Complementando tal perspectiva, o voluntariado acaba agregando muito mais à sala de aula ao carregar consigo o tempo e o talento doado em prol da coletividade. Focando no CLSM, como Branca enfatiza, cada aluno que passa por alguma das disciplinas não aprende somente uma nova língua, como também é ensinado sobre a fraternidade em um ambiente repleto de carinho: “Aqui eu encontrei o amor, aqui eu encontrei a humanização, aqui eu encontrei gente que realmente é gente. Aprendi muito com os colegas e com os professores. Esse espírito de amizade, coletividade, de família, de companheirismo e de coisas boas”. 

A exemplificar, esse também foi o caso de Samuel.

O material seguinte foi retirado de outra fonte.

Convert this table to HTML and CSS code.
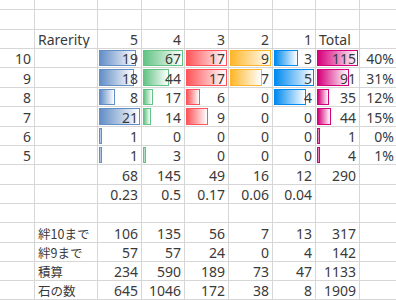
FILE: index.html
```html
<!DOCTYPE html>
<html lang="ja">
<head>
<meta charset="utf-8">
<link rel="stylesheet" href="styles.css">
</head>
<body>
<div class="sheet">
  <!-- row 0 -->
  <div class="c"></div><div class="c"></div><div class="c"></div><div class="c"></div><div class="c"></div><div class="c"></div><div class="c"></div><div class="c"></div><div class="c"></div>
  <!-- row 1 -->
  <div class="c"></div><div class="c"></div><div class="c"></div><div class="c"></div><div class="c"></div><div class="c"></div><div class="c"></div><div class="c"></div><div class="c"></div>
  <!-- header -->
  <div class="c"></div><div class="c l"><span>Rarerity</span></div><div class="c"><span>5</span></div><div class="c"><span>4</span></div><div class="c"><span>3</span></div><div class="c"><span>2</span></div><div class="c"><span>1</span></div><div class="c l"><span>Total</span></div><div class="c"></div>
  <!-- 10 -->
  <div class="c"><span>10</span></div><div class="c"></div>
  <div class="c"><i class="bar b5" style="width:86%"></i><span>19</span></div>
  <div class="c"><i class="bar b4" style="width:95%"></i><span>67</span></div>
  <div class="c"><i class="bar b3" style="width:95%"></i><span>17</span></div>
  <div class="c"><i class="bar b2" style="width:95%"></i><span>9</span></div>
  <div class="c"><i class="bar b1" style="width:57%"></i><span>3</span></div>
  <div class="c"><i class="bar bt" style="width:95%"></i><span>115</span></div>
  <div class="c"><span>40%</span></div>
  <!-- 9 -->
  <div class="c"><span>9</span></div><div class="c"></div>
  <div class="c"><i class="bar b5" style="width:81.4%"></i><span>18</span></div>
  <div class="c"><i class="bar b4" style="width:62.4%"></i><span>44</span></div>
  <div class="c"><i class="bar b3" style="width:95%"></i><span>17</span></div>
  <div class="c"><i class="bar b2" style="width:73.9%"></i><span>7</span></div>
  <div class="c"><i class="bar b1" style="width:95%"></i><span>5</span></div>
  <div class="c"><i class="bar bt" style="width:75.2%"></i><span>91</span></div>
  <div class="c"><span>31%</span></div>
  <!-- 8 -->
  <div class="c"><span>8</span></div><div class="c"></div>
  <div class="c"><i class="bar b5" style="width:36.2%"></i><span>8</span></div>
  <div class="c"><i class="bar b4" style="width:24.1%"></i><span>17</span></div>
  <div class="c"><i class="bar b3" style="width:33.5%"></i><span>6</span></div>
  <div class="c"><span>0</span></div>
  <div class="c"><i class="bar b1" style="width:76%"></i><span>4</span></div>
  <div class="c"><i class="bar bt" style="width:28.9%"></i><span>35</span></div>
  <div class="c"><span>12%</span></div>
  <!-- 7 -->
  <div class="c"><span>7</span></div><div class="c"></div>
  <div class="c"><i class="bar b5" style="width:95%"></i><span>21</span></div>
  <div class="c"><i class="bar b4" style="width:19.9%"></i><span>14</span></div>
  <div class="c"><i class="bar b3" style="width:50.3%"></i><span>9</span></div>
  <div class="c"><span>0</span></div>
  <div class="c"><span>0</span></div>
  <div class="c"><i class="bar bt" style="width:33.3%"></i><span>44</span></div>
  <div class="c"><span>15%</span></div>
  <!-- 6 -->
  <div class="c"><span>6</span></div><div class="c"></div>
  <div class="c"><i class="bar b5" style="width:4.5%"></i><span>1</span></div>
  <div class="c"><span>0</span></div>
  <div class="c"><span>0</span></div>
  <div class="c"><span>0</span></div>
  <div class="c"><span>0</span></div>
  <div class="c"><i class="bar bt" style="width:0.8%"></i><span>1</span></div>
  <div class="c"><span>0%</span></div>
  <!-- 5 -->
  <div class="c"><span>5</span></div><div class="c"></div>
  <div class="c"><i class="bar b5" style="width:4.5%"></i><span>1</span></div>
  <div class="c"><i class="bar b4" style="width:4.3%"></i><span>3</span></div>
  <div class="c"><span>0</span></div>
  <div class="c"><span>0</span></div>
  <div class="c"><span>0</span></div>
  <div class="c"><i class="bar bt" style="width:3.3%"></i><span>4</span></div>
  <div class="c"><span>1%</span></div>
  <!-- sums -->
  <div class="c"></div><div class="c"></div>
  <div class="c"><span>68</span></div><div class="c"><span>145</span></div><div class="c"><span>49</span></div><div class="c"><span>16</span></div><div class="c"><span>12</span></div><div class="c"><span>290</span></div><div class="c"></div>
  <!-- ratios -->
  <div class="c"></div><div class="c"></div>
  <div class="c"><span>0.23</span></div><div class="c"><span>0.5</span></div><div class="c"><span>0.17</span></div><div class="c"><span>0.06</span></div><div class="c"><span>0.04</span></div><div class="c"></div><div class="c"></div>
  <!-- blank -->
  <div class="c"></div><div class="c"></div><div class="c"></div><div class="c"></div><div class="c"></div><div class="c"></div><div class="c"></div><div class="c"></div><div class="c"></div>
  <!-- 絆10まで -->
  <div class="c"></div><div class="c l jp"><span>絆10まで</span></div>
  <div class="c"><span>106</span></div><div class="c"><span>135</span></div><div class="c"><span>56</span></div><div class="c"><span>7</span></div><div class="c"><span>13</span></div><div class="c"><span>317</span></div><div class="c"></div>
  <!-- 絆9まで -->
  <div class="c"></div><div class="c l jp"><span>絆9まで</span></div>
  <div class="c"><span>57</span></div><div class="c"><span>57</span></div><div class="c"><span>24</span></div><div class="c"><span>0</span></div><div class="c"><span>4</span></div><div class="c"><span>142</span></div><div class="c"></div>
  <!-- 積算 -->
  <div class="c"></div><div class="c l jp"><span>積算</span></div>
  <div class="c"><span>234</span></div><div class="c"><span>590</span></div><div class="c"><span>189</span></div><div class="c"><span>73</span></div><div class="c"><span>47</span></div><div class="c"><span>1133</span></div><div class="c"></div>
  <!-- 石の数 -->
  <div class="c"></div><div class="c l jp"><span>石の数</span></div>
  <div class="c"><span>645</span></div><div class="c"><span>1046</span></div><div class="c"><span>172</span></div><div class="c"><span>38</span></div><div class="c"><span>8</span></div><div class="c"><span>1909</span></div><div class="c"></div>
</div>
</body>
</html>
```
FILE: styles.css
```css
html, body {
  margin: 0;
  padding: 0;
  background: #ffffff;
  overflow: hidden;
}

.sheet {
  display: grid;
  grid-template-columns: 35px 63px 44px 43px 44px 44px 43px 44px 38px;
  grid-template-rows: 10px 20px 19px 19px 20px 19px 20px 19px 19px 20px 19px 19px 20px 19px 19px 19px;
  width: max-content;
  font-family: "Noto Sans", "Noto Sans CJK JP", sans-serif;
  font-size: 14px;
  color: #3a3a3a;
}

.c {
  box-sizing: border-box;
  position: relative;
  border-right: 1px solid #d6d6d6;
  border-bottom: 1px solid #d6d6d6;
  padding: 0 3px;
  display: flex;
  align-items: flex-end;
  justify-content: flex-end;
  white-space: nowrap;
  overflow: hidden;
}

.c span {
  position: relative;
  line-height: 17px;
}

.c.l {
  justify-content: flex-start;
}

.c.jp {
  font-family: "Noto Sans CJK JP", sans-serif;
  font-size: 12.5px;
}

.bar {
  position: absolute;
  left: 1px;
  top: 1px;
  bottom: 1px;
  min-width: 3px;
  box-sizing: border-box;
  border: 1px solid;
}

.b5 { border-color: #638ec6; background: linear-gradient(to right, #638ec6, #ffffff); }
.b4 { border-color: #63c384; background: linear-gradient(to right, #63c384, #ffffff); }
.b3 { border-color: #ff555a; background: linear-gradient(to right, #ff555a, #ffffff); }
.b2 { border-color: #ffb628; background: linear-gradient(to right, #ffb628, #ffffff); }
.b1 { border-color: #008aef; background: linear-gradient(to right, #008aef, #ffffff); }
.bt { border-color: #d6007b; background: linear-gradient(to right, #d6007b, #ffffff); }
```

Ex-aluno do Curso de Línguas São Marcos, ainda na adolescência decidiu deixar a carteira para assumir o quadro. Hoje, graduado em letras pela UFSJ, o ex-coordenador do projeto relembra como a iniciativa o incentivou a seguir como professor: ” O voluntariado é para mim hoje, ao completar 20 anos a serviço do CLSM, espaço para um laboratório de experiência pedagógicas no ensino de idiomas uma oportunidade de oferecer à sociedade minha gratidão pelo que um dia a mim foi ofertado.”

Em suma, esta iniciativa do Padre Alberto, fortemente estimulada e apoiada pelo Padre Jayme, exprime a veracidade do ditado “a união faz a força”. Todos os envolvidos “conectados por um ideal”, como diz o slogan do projeto, utilizam-se da compreensão da aprendizagem como via de mão dupla para não permitir que a escassez de recursos limite a prática do estudo de idiomas. No mais, conforme os entrevistados foram unânimes em afirmar, a validade desta experiência cumpre o propósito de seu fundador ao ultrapassar o sentido de escola e atingir a posição de morada para seus integrantes.